O'Brien worked as a producer in network development in Northern Ireland from 2011 until 2013. From 1996 to 2011 he produced Sunday Sequence, BBC Radio Ulster's weekly religious affairs and ethics programme, winning four Andrew Cross Awards in religious affairs broadcasting. In March 2013 O'Brien covered the Conclave and the election of Pope Francis for BBC Radio Ulster and broke the news of the election live on BBC Radio Ulster's Evening Extra programme as the white smoke bellowed from the chimney of the Sistine Chapel, ahead of numerous other news outlets worldwide. In an article for BBC News On-Line he reported that the Irish Government will eventually re-open an Embassy to the Holy See.  

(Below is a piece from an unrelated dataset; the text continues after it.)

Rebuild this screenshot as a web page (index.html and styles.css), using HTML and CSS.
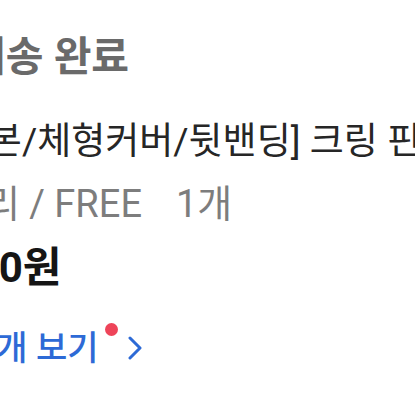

Previously he produced Good Morning Ulster and Sunday Newsbreak, winning a Radio Academy Sony Award. In May 2013 O'Brien was appointed Northern Correspondent of The Irish Catholic, a Dublin-based weekly newspaper, a part-time post, and conducted the first ever media interview with an elderly Catholic priest who carries a bullet in his brain from a gun attack in 1974. In November 2015 in The Irish Catholic he conducted the first wide-ranging interview with Mary McAleese since she retired as President of Ireland in 2011. Since June 2015 O'Brien has contributed regularly as a columnist to The Irish News in Belfast and also writes occasionally for The Belfast Telegraph.

References

Journalists from Northern Ireland
Living people
People from Enniskillen
Male non-fiction writers from Northern Ireland
Year of birth missing (living people)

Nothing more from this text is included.